No segundo momento, após o recreio, foi hora dos ensaios. Os guardiões estavam se preparando para a apresentação do Dia das Mães. Ensaiaram várias vezes, e a cada repetição, a apresentação ficava mais bonita. Era como se o palco imaginário se tornasse real ali mesmo, no chão da sala, entre risos e pequenos tropeços.
Um outro guardião da outra turma chamava atenção: na parte da música que dizia "exagerado", ele realmente se entregava com tudo. Era mesmo exagerado, no melhor sentido da palavra. Seus gestos amplos e sua voz ousada faziam a letra ganhar vida. Eu ria por dentro, admirando sua entrega tão autêntica, tão inteira, tão dele. Havia ali uma alegria que contagiava, uma presença que ocupava o espaço como se dissesse: "estou aqui, e isso é importante para mim".
Enquanto isso, alguns ensaiavam com mais timidez, outros com entusiasmo crescente. Cada um à sua maneira ia compondo esse pequeno espetáculo. Talvez o mais bonito não fosse a perfeição da coreografia, mas o gesto de oferecer algo mesmo pequeno a quem tanto cuida.
Depois, retornamos para a sala, ainda havia tempo para mais uma atividade. Ao final, despedidas e vozes ecoando pelos corredores sinais de que a missão daquele dia estava cumprida. Lá fui eu, então, rumo ao embarque para minha nave espacial. Lotada, como sempre. Um espaço apertado, barulhento, mas também cheio de histórias, cansaços compartilhados e pensamentos vagando.
É curioso como, em meio à rotina e às repetições, sempre há algo novo. Um detalhe, uma fala, um silêncio que carrega o peso da história. E talvez seja esse o segredo não procurar grandes acontecimentos, mas aprender a escutar o sussurro das pequenas coisas.

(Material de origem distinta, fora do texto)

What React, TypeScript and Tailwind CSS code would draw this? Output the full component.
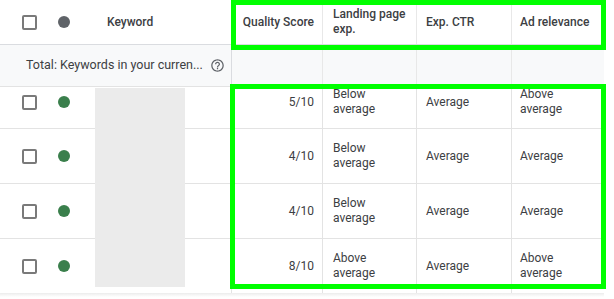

Hoje, esse sussurro veio em forma de brincadeiras, de passos ensaiados e frases inventadas. No jeito como uma varinha de picada vira riso, como um toque no braço diz tudo, como o "não quero gritar" também é um jeito de dizer "estou aqui". O brincar estava em cada canto não como tarefa, mas como gesto de mundo. E eu, ali no meio, tentando reaprender essa língua que um dia já foi minha.